Slip Fit Diameter Guide
Why Slip Fit Matters
A slip fit lets one cylindrical part slide into another with controlled clearance. It is common in pins, bushings, gauges, pulleys, and serviceable assemblies. The goal is simple. The hole must stay larger than the shaft under normal conditions. Yet the gap must not become so large that alignment, vibration, or wear becomes unacceptable.
Key Inputs
This calculator uses a nominal diameter, hole deviations, shaft deviations, and optional thermal data. Lower and upper deviations describe the smallest and largest permitted part size. They may come from a drawing, shop standard, gauge report, or design note. Enter positive values when a limit is above nominal. Enter negative values when it is below nominal.
Clearance Meaning
Minimum clearance is the tightest possible gap. It uses the smallest hole and largest shaft. Maximum clearance is the loosest possible gap. It uses the largest hole and smallest shaft. Mean clearance gives a practical center value. Clearance spread shows total variation caused by both part tolerances.
Thermal Review
Temperature can change slip behavior. A warmer hole expands.
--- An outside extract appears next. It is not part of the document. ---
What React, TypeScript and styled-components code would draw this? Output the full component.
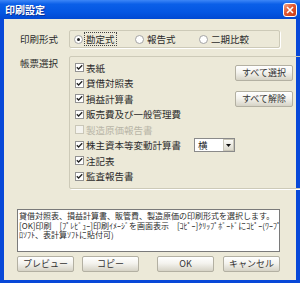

A warmer shaft also expands. When the shaft grows more than the hole, clearance drops. When the hole grows more, clearance rises. The thermal section estimates this change from expansion coefficient and temperature difference. It is useful for pressroom, engine, mold, and outdoor equipment checks.
Design Notes
A good slip fit is not only a number. Surface finish, roundness, coating, plating, burrs, lubrication, and measuring method matter. Very small clearance may feel smooth in clean test parts, but it can bind after coating or dirt. Very large clearance may assemble easily, yet reduce concentricity. Use this tool for planning, review, and comparison. Final production limits should follow your drawing, standard, and inspection method.
Practical Workflow
Start with the nominal size. Add known hole and shaft deviations. Check minimum clearance first. If it is negative, the fit may jam or become a transition fit. Check maximum clearance next. If it is excessive, tighten one tolerance band or change the target clearance. Export the table for records, purchase notes, or quality review. Save each run with units and assumptions, so later audits can trace every tolerance choice without repeating manual calculations again.